Tuesday, July 18, 2017

"The Second Mrs. Hockaday" by Susan Rivers. ***

  • Audiobook
  • US author
  • Originally published in 2017
  • Debut Novel
  • Review:  This story, told in the now ubiquitous style of non-chronological narrative, was quite good.   I am weary of the style, but the characters and story were compelling.  Set during the Civil War,  and told via diaries and letters, it is the tale of a young woman on her own, trying to run her new husband's plantation while he is at war.  Events transpire in a mysterious manner which require the majority of the novel to clarify.  The mysteries of family history comprise the central theme.  Nice novel.

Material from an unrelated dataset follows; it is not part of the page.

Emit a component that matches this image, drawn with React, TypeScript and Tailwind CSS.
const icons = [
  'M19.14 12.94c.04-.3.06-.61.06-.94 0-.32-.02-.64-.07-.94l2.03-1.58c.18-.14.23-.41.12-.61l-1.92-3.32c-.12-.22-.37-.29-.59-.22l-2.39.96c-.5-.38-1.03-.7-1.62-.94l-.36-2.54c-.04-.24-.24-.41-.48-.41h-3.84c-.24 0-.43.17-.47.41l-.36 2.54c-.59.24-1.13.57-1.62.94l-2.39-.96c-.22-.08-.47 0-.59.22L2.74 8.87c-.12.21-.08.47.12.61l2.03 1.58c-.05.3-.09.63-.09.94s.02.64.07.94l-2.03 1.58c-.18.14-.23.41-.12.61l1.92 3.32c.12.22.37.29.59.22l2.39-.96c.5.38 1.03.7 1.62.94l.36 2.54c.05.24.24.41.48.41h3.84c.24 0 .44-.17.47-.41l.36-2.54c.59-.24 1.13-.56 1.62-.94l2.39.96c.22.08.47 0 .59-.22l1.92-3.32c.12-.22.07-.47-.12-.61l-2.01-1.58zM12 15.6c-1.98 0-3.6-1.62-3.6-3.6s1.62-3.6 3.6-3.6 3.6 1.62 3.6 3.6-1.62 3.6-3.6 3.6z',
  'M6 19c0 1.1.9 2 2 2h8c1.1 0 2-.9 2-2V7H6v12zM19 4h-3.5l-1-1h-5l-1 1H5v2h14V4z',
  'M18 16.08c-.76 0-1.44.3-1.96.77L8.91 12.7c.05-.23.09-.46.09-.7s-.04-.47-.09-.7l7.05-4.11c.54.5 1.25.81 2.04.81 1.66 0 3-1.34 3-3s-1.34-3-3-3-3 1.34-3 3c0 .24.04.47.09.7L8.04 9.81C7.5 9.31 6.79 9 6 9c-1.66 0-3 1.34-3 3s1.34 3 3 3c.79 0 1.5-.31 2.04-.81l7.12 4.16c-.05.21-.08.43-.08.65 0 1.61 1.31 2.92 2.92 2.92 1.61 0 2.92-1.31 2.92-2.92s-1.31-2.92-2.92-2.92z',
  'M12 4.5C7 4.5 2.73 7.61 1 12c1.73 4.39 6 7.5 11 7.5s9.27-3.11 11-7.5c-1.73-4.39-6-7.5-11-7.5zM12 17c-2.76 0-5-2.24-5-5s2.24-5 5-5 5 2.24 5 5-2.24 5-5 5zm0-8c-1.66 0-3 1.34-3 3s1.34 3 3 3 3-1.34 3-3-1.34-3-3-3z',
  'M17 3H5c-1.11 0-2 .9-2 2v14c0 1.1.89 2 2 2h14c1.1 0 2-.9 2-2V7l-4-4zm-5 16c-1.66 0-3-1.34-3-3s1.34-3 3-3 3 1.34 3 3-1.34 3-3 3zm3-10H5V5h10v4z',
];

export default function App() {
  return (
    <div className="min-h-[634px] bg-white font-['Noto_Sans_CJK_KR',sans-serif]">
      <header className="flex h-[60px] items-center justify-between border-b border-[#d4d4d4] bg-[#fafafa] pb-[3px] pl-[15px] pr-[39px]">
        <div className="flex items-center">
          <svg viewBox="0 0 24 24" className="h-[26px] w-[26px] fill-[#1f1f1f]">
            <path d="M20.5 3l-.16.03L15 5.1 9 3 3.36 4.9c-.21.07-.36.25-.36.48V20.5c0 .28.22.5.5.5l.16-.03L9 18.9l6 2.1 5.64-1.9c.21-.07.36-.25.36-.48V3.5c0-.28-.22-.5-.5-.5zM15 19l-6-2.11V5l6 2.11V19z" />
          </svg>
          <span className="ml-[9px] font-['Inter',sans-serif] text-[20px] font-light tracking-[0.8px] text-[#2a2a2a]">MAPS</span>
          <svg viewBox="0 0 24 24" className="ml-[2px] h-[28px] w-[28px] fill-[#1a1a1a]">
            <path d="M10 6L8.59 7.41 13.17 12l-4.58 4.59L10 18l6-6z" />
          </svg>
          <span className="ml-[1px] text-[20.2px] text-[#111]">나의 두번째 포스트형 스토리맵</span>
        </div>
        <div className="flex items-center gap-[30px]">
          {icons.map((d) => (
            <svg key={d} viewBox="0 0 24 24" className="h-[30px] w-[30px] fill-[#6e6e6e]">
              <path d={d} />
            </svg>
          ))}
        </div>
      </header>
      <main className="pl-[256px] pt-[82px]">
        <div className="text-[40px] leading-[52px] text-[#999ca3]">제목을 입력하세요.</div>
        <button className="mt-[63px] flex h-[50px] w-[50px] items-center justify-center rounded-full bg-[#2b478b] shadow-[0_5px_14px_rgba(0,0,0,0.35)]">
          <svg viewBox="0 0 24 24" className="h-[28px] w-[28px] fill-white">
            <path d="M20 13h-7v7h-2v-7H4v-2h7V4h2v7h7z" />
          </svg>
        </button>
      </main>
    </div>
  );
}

"Madame Zero" by Sarah Hall. *****

  • English author
  • Early Review edition for
  • Short Stories
  • Review:  Run, don't walk, and read this short story collection! Unique stories, tremendous human understanding, marvelous characters,  and just good reading! I will definitely check out more of this author's work.  i particularly liked the story of transformation, "Mrs. Fox".

Saturday, July 8, 2017

"Tears We Cannot Stop: A Sermon To White America " by Michael Eric Dyson ***

  • Audiobook
  • Non-Fiction
  • Book Club
  • Originally published in 2017
  • Review:  Complicated reaction to this "sermon".  I have to say that I felt challenged and interested.  I do not like the shaming that went on.  I am no more ashamed of being white than I am of being a woman, than I am of being fat.  So I will not be shamed for who I am.  But neither should anyone else be!  Clearly there are systemic issues which need to change and I am sure that I have some of the subtle bias that many people have trouble seeing in themselves.  I just have to say that I feel fear as a woman that transcends race.  It is all complexly part of who I am.  I just keep trying to speak out, do better, and embrace differences.  Tough read!

Friday, July 7, 2017

"The Thirst" by Jo Nesbo. ****

  • Audiobook 
  • Norwegian author 
  • Mystery/Suspense 
  • Originally published in 2017
  • Review:   I think this may be my favorite Harry Hole novel yet!   Excelkent pace, Harry doesn't screw up a happy relationship, and there is a significant hint of future events.  Excellent!